Il più complicato è stata l’inflazione, ossia il periodo brevissimo di rapidissima espansione che ha riguardato l’Universo primordiale. Io stessa l’ho capita per bene solo durante un corso specifico che ho seguito durante il dottorato, peraltro tenuto da un bravissimo scienziato e ottimo divulgatore, Amedeo Balbi. Si tratta di un argomento piuttosto complesso, che tira in ballo concetti non proprio immediati. Spiegarlo in parole semplici è stato abbastanza difficile.
Mi è invece piaciuto molto parlare di relatività, che in verità è stata un’altra bestia nera durante il corso di laurea. È un argomento che mi appassiona, soprattutto quando si parla di onde gravitazionali, ossia le piccolissime increspature dello spazio-tempo predette dalla teoria della relatività. Le ho studiate durante il dottorato, e le ho sempre trovate un argomento estremamente affascinante: le cerchiamo da sessant’anni, ma nessuno le ha mai trovate, anche se recentemente negli ambienti scientifici gira un rumor che vorrebbe avvenuta la loro rivelazione da parte di un’antenna americana, LIGO.
Più volte nel libro lei avverte i lettori del fatto che nessuna scienza è davvero esatta (o almeno non ancora), sfatando contemporaneamente miti cinematografici e letterari. È possibile, a suo parere, che a livello più o meno inconscio, sostituiamo con l’immaginazione quello che ancora non abbiamo conquistato con l’osservazione e misurazione scientifica e che sia questa una delle ragioni alla base della sempre crescente popolarità tra il pubblico di film o libri di fantascienza?

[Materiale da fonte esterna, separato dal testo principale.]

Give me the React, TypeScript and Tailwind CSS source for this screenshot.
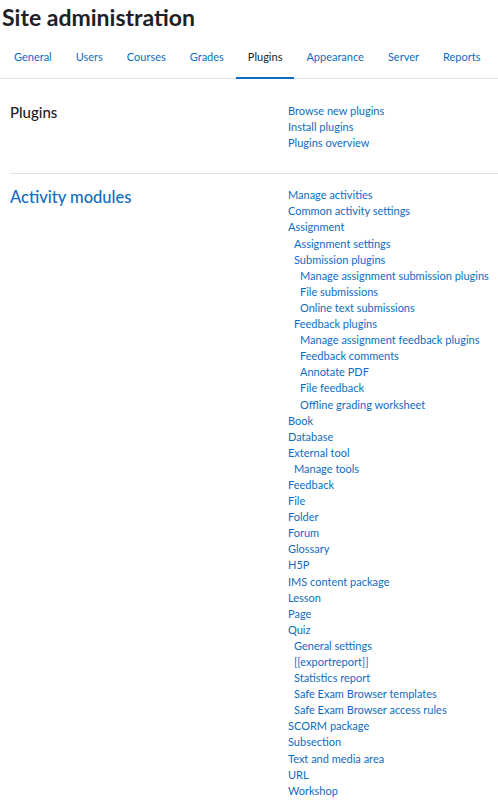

Sicuramente. Ma l’immaginazione, come del resto diceva anche Einstein, e come splendidamente ribadito da Carlo Rovelli nelle sue Sette brevi lezioni di Fisica (Adelphi), l’immaginazione gioca un ruolo fondamentale anche nella scienza. Tutte le grandi scoperte sono frutto di idee maturate prima di tutto nella mente dello scopritore, e anche la scienza in fin dei conti non è altro che un modo di esprimere in termini di idee matematiche e di modelli mentali i fenomeni che osserviamo. Pare che Einstein a sedici anni si domandasse cosa avrebbe visto se fosse stato a cavallo di un raggio di luce con una torcia in mano: il fascio della torcia l’avrebbe preceduto o no? In questa domanda c’è già il germe della relatività ristretta.
Sappiamo che nel 2016 uscirà il secondo volume della saga urban fantasy di Pandora, ma possiamo aspettarci anche altre incursioni nella saggistica in futuro?
Tutto dipende, ovviamente, dall’accoglienza che riceverà questo libro. A me piacerebbe molto continuare, perché divulgare mi è sempre piaciuto e, anche quando ho terminato la mia collaborazione col gruppo di divulgazione dell’Osservatorio Astronomico di Roma, ho sempre cercato di ritagliarmi piccoli spazi divulgativi. Ma, certo, se le mie opere di questo genere non incontrano l’interesse del pubblico, non ho ragione di continuare. Speriamo non sia così.